The result? Myth becomes law. Dissent becomes heresy. Reason becomes rebellion.


🕌 1. Education Built on Miracles

Case Study: Pakistan, Egypt, Saudi Arabia

Across many Muslim-majority nations, state-sanctioned religious education includes mandatory belief in:

  • The splitting of the moon

  • The night journey (Isrāʾ wa Miʿrāj) on the flying horse Buraq

  • Water flowing from Muhammad’s fingers

  • Animals and inanimate objects testifying to his prophethood

These are not taught as legends, but as non-negotiable truths. Criticizing or questioning them in public schools can result in:

  • Expulsion

  • Blasphemy charges

  • Arrest, especially under blasphemy laws (e.g., Pakistan Penal Code 295C)

🧠 Impact:

  • Scientific education is undermined by forced acceptance of myth as fact.

  • Young minds are conditioned to equate critical thinking with disbelief.

  • Textbooks often blend pseudoscience and dogma, e.g., using miracles to prove Muhammad’s superiority over modern science.


⚖️ 2. Law Enforced Through Mythical Legitimacy

In many Islamic countries, religious laws are justified through miracle claims. Examples:

Legal Implications:

  • Blasphemy and apostasy laws are rooted in the idea that Muhammad’s miracles proved his divine authority — hence any critique becomes criminal.

  • Hudūd laws (e.g., stoning, amputation) draw on hadiths that invoke divine sanction through supernatural contexts (e.g., the punishment of past nations by God for moral corruption).

  • Gender segregation laws reference the Prophet's “divine insight” into male-female interaction, often based on miracle-laced hadiths.

Policy Example:

Iran and Saudi Arabia’s Sharia courts regularly cite hadiths involving miraculous events to:

  • Validate supernatural punishments

  • Reinforce “divine” legitimacy of rulings

  • Suppress dissent as “opposition to divine law”


📺 3. Media Censorship Based on Supernatural Sensitivities

In several Muslim nations:

  • Films, books, or academic material that question miraculous narratives — such as Muhammad’s ascent to heaven or the splitting of the moon — are banned or censored.
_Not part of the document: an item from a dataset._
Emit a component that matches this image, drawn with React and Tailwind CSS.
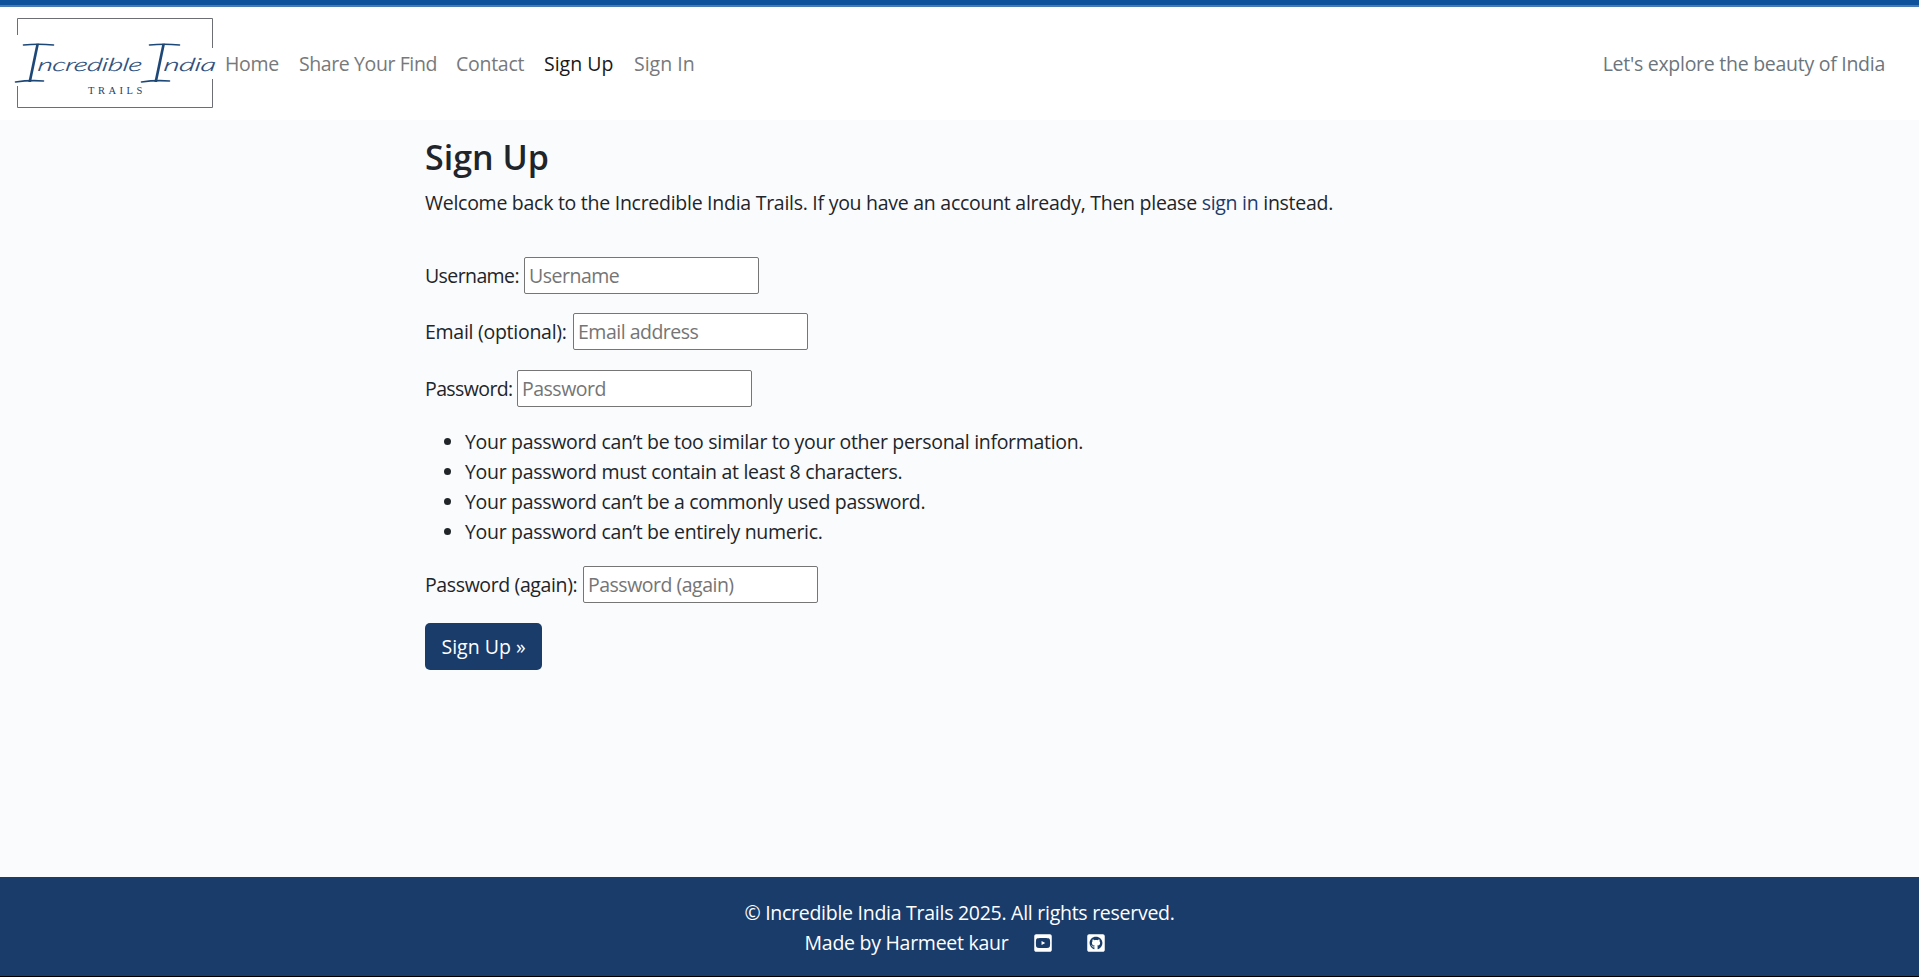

  • Even scientific documentaries that mention lunar history or geological inconsistencies with miracle claims have been pulled from broadcast.

Real-World Example:

In 2014, Saudi authorities banned certain NASA materials from curriculum discussions after students compared lunar data with Islamic miracle claims — a “blasphemous offense” in some interpretations.


🛂 4. Foreign Policy Informed by Myth-Infused Identity

Some states derive not just internal law, but international posture from miracle-reinforced doctrine.

Example: OIC (Organisation of Islamic Cooperation)

  • Has opposed UN resolutions that promote freedom of expression, especially when such freedoms might lead to “insulting the Prophet” — whose sanctity is tied directly to miracle-laden narratives.

Result:

  • Islamic miracle doctrine becomes part of global diplomatic pressure.

  • Free societies are pushed to accommodate supernatural sensitivity in the name of religious harmony.


🎓 5. Academic Repression: Policing the Boundaries of Thought

In many Muslim-majority states, scholars and academics cannot openly question miracle narratives without:

  • Losing their posts

  • Being attacked or excommunicated

  • Facing criminal prosecution

Even secular institutions are pressured to:

  • Avoid historical criticism of hadith

  • Refrain from discussing natural explanations for so-called miracles

🧠 Impact:

  • Islamic studies in these regions becomes doctrinal repetition, not critical inquiry.

  • Miracles act as gatekeepers of orthodoxy, not as historical or philosophical subjects.


🚫 The Cost: Rational Paralysis

What are the long-term effects of state-enforced belief in miracles?

  1. Truth becomes secondary to doctrine.

    • If evidence contradicts tradition, tradition wins.

  2. Policy resists reform.

    • Reform is framed as heresy if it challenges miracle-based precedent.

  3. Scientific progress stalls.

    • Intellectual freedom is crushed under the weight of ancient mythologized authority.

  4. Global credibility collapses.

    • When law and policy rest on stories of flying creatures and talking meat, the world stops listening.


📌 Conclusion: Belief Should Not Be Binding

Miracles belong to the realm of personal faith. But when unverifiable supernatural tales become the legal and educational backbone of nations, the result is:

  • Intellectual decay

  • Legal absurdity

  • International isolation

A system that demands belief in myth to function cannot survive the age of reason.


💬 Final Note to the Reader:

This critique isn’t an attack on belief itself. It’s a call for separating faith from governance — for building laws and policies on evidence, ethics, and reason, not medieval legends institutionalized as divine mandate.